Sad, yes, and yet there’s still something almost comforting about being haunted by the past, because that means it’s not completely gone. In ghost stories, even the most malevolent ghosts are usually after avenging a past wrong, fixing an injustice from long ago. Appease them, and all’s well. How do you fix injustice happening right now, when there’s just so damn much of it? I suppose it’s a situation like getting yourself into a new old house. It’s never finished. Plaster the cracks in the walls, now your walls look shitty. Sand and prime and paint the walls, now the floors and ceiling need work. Do those and realize the windows are broken, the toilets don’t flush properly, the siding is falling off, mice are getting in, and the wrecked-up crazy-relative room is still wrecked-up and you might be the one becoming crazy. You don’t fix everything. You aren’t a ghost or a greedy mask-wearing fiend; you don’t have just one single-minded pursuit. You have a life, right now, in the present, so you keep doing what needs to be done.
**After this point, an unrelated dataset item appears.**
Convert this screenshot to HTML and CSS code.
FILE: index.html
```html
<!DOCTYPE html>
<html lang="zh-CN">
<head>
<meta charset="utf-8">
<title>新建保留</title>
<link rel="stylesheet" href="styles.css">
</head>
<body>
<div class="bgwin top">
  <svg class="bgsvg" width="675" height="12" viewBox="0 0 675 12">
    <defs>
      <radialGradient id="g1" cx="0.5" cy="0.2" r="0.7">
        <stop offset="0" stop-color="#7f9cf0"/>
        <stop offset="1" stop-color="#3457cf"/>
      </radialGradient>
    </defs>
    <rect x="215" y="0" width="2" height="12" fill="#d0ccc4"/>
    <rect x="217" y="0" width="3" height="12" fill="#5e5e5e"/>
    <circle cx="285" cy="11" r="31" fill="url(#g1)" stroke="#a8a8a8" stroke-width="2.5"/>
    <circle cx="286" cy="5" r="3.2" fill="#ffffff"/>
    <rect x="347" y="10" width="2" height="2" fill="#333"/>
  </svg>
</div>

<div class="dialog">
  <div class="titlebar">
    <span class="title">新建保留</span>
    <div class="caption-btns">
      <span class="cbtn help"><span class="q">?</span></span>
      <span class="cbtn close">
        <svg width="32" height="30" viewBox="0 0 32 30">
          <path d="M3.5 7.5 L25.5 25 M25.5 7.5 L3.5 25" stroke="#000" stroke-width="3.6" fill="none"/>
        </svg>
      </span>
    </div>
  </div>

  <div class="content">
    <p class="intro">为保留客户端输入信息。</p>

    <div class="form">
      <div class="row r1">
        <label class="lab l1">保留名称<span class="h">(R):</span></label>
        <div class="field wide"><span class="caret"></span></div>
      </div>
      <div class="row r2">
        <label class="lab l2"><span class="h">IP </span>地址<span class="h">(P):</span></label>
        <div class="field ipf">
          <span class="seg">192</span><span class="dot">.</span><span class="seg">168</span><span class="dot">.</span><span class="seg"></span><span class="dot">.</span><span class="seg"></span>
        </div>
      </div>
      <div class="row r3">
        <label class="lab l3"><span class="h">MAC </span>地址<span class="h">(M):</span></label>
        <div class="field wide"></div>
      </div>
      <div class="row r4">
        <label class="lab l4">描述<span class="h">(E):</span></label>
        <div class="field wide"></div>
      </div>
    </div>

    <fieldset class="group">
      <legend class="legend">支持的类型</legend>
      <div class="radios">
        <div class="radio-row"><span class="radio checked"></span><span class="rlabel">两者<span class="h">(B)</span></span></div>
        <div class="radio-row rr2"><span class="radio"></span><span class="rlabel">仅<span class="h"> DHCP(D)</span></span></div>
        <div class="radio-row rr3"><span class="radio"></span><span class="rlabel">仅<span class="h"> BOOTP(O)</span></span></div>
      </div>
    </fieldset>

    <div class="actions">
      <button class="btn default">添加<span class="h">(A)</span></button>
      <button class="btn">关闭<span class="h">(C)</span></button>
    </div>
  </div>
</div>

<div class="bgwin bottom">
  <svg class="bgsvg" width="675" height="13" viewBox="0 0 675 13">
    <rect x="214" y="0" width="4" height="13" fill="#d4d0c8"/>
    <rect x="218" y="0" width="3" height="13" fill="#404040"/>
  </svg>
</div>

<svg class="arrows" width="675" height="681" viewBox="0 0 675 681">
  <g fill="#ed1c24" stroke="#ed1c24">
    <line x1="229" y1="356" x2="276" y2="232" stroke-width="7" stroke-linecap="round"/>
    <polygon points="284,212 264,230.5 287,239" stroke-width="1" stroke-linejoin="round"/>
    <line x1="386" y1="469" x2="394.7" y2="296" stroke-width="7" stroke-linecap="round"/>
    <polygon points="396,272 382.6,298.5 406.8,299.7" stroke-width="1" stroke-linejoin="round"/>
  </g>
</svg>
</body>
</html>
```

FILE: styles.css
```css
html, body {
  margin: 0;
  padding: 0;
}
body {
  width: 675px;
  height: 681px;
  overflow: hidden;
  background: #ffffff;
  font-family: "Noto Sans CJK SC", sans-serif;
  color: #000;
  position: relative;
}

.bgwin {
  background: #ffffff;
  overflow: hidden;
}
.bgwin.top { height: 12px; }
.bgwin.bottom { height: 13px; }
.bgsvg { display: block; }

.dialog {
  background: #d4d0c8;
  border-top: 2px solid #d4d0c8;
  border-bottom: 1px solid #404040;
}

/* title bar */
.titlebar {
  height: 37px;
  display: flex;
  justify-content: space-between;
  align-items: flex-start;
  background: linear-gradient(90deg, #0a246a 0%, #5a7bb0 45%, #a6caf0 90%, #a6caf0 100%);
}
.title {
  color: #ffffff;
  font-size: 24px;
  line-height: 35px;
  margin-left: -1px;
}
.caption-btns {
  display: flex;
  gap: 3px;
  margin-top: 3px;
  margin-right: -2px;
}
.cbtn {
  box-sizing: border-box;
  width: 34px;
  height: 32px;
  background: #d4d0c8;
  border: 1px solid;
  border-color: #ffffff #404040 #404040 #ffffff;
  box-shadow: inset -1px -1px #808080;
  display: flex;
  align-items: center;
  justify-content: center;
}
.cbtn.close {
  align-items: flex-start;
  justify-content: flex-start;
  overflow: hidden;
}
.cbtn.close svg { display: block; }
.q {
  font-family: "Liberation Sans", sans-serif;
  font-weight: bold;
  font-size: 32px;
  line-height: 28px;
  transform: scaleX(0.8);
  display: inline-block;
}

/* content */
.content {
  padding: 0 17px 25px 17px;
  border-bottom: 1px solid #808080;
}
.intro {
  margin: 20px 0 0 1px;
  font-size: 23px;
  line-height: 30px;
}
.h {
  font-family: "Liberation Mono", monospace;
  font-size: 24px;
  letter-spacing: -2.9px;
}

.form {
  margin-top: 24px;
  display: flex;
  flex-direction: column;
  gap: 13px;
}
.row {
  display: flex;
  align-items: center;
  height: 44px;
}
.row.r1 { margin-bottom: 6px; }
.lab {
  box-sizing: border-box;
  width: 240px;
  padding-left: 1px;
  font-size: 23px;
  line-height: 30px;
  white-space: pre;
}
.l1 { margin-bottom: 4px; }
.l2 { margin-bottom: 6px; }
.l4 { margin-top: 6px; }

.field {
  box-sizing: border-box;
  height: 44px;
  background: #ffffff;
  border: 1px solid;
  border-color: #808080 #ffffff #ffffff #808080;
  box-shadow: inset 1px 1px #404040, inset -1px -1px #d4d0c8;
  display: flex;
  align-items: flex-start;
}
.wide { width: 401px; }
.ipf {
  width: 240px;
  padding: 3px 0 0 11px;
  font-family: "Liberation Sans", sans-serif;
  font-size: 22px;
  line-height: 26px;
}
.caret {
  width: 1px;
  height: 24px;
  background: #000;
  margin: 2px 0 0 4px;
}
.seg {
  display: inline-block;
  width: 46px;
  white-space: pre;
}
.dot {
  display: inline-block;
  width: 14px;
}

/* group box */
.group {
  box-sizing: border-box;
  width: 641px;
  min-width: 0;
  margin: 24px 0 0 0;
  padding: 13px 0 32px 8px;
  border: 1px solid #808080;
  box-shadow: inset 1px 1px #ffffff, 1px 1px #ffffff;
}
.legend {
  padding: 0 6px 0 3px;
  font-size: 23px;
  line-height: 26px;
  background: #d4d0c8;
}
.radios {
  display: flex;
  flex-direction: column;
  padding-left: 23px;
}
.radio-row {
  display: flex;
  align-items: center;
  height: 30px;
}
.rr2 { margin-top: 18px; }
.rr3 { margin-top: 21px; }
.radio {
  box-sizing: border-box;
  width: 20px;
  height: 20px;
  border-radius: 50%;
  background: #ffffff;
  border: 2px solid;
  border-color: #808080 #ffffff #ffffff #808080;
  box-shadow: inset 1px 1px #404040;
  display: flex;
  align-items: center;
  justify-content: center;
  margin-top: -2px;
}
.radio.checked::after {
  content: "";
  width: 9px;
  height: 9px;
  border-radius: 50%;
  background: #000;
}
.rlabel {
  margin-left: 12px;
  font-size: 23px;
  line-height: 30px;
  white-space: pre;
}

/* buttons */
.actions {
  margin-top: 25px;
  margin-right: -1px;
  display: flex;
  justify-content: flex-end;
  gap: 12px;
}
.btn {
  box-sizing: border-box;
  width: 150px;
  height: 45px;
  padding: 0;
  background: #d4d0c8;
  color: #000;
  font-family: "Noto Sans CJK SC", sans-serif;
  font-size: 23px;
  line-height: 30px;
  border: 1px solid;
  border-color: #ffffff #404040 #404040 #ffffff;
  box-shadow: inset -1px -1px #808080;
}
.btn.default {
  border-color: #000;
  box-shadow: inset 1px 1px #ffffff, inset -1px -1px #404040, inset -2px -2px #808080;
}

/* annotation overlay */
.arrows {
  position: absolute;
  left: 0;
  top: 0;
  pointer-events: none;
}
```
Incidentally, I put the sad toys in a plastic garbage bag in the junk pile so I could use the box. The next day I discovered that the bag had tipped over and one of the dolls had fallen out. It lay face down, arms stretched out, reaching forward, it seemed, toward the house. I am sure the wind or some wild animal knocked the bag over, just as sure as I am that there’s no such thing as ghosts. You can also be sure that I shoved the thing back in the bag and hid the bag behind a lot of very heavy things, and if I see that doll again I’m calling The Mystery Machine over.